Princeton students scored a mean of 1.63. Heh.
I agree with Vladimir Golovin. I definitely think this way - I can think immediately of how useful $500 would be to me, but cannot think of many ways to use a 15% chance of $1M.
Well, I can think of one way - I would take the 15% chance of $1M and then sell it to one of you suckers for $100,000.
Show of hands - who really has $100,000 that they could free up to buy this from thomblake? Personally, I don't think I actually know what 100k is worth to me because I have never had my hands on that much money.
Actually, if he has the $1M, I'm in. I don't have $100K liquid in any normal sense but I could certainly raise it for such a deal and divide the risk and return up among a few people.
He does not have (even in this hypothetical situation) a million bucks. Hypothetically, he's being offered a 15% chance of winning a million bucks.

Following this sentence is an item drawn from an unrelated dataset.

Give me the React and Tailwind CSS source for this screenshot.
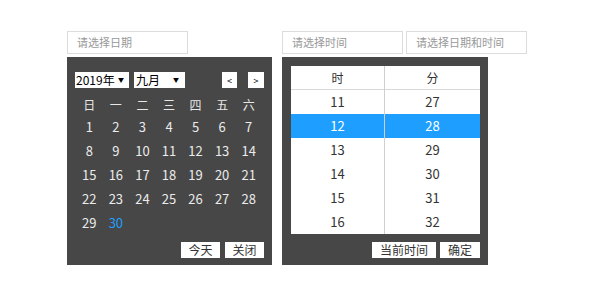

Incidentally, in a staggering display of risk aversion, I asked a friend how much she'd pay for a 15% chance of a million dollars and she said maybe twenty bucks because those did not seem like "very good odds" to her. -.-
I don't have $100,000. I only have about $30,000.
Just how much is a one in seven chance of a million dollars worth to everyone here, anyway? (Offer me a near certainty of $70,000 and I'd start to have second thoughts about taking the gamble.)
Exactly. If someone has $1.1M, spending $0.1M on a 15% chance of $1M is a good deal. Someone who has $0.05M and has to go into debt to buy the 15% chance is very probably insane.